This situation carries serious consequences on multiple levels and the assault of a corrections officer is what transforms a manageable problem into a potentially devastating one.
Cell phone possession in a California state prison is already a significant infraction. Under federal law the Contraband Cell Phone Act carries up to five years of additional prison time, though in practice California state facilities typically handle phone possession through the institutional disciplinary system rather than new federal charges. The standard response is SHU placement ranging from six months to a year followed by a transfer to a higher security facility. For a Level 3 B yard inmate, that transfer could mean moving to a Level 4 facility, a significant step up in restriction and difficulty.

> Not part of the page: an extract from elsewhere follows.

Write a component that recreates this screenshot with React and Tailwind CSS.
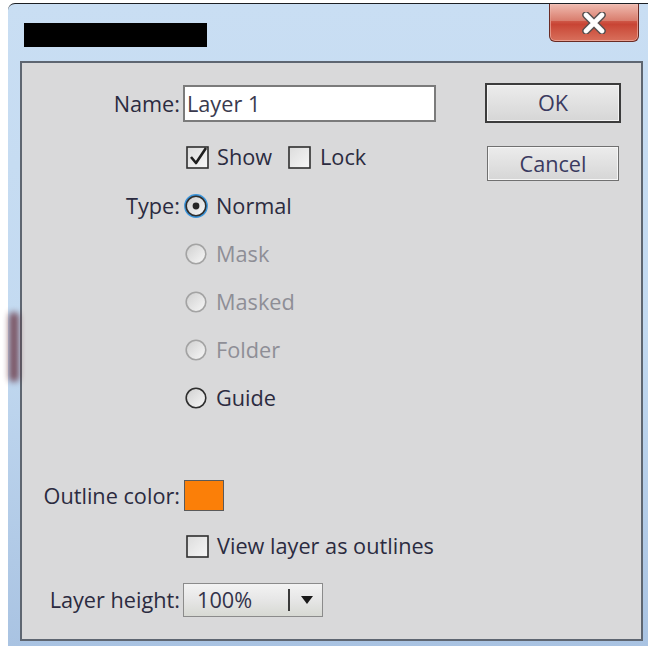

The assault of a corrections officer changes the entire picture. Assaulting a peace officer in a California correctional facility is a serious felony under California Penal Code. New criminal charges can be filed by the district attorney's office regardless of what is happening inside the facility's own disciplinary system. A conviction on assault of a peace officer can add years to the existing sentence, and prosecutors pursue these cases aggressively because officer safety is treated as a priority.
Both inmates involved in the assault face the same exposure. The fact that two people acted together does not reduce individual culpability and in some cases complicates the legal situation further by raising conspiracy considerations.
The immediate consequences include the SHU, a disciplinary hearing, likely new criminal charges, a classification increase, and a transfer to higher security. An attorney needs to be involved immediately to assess the criminal exposure before any hearings take place.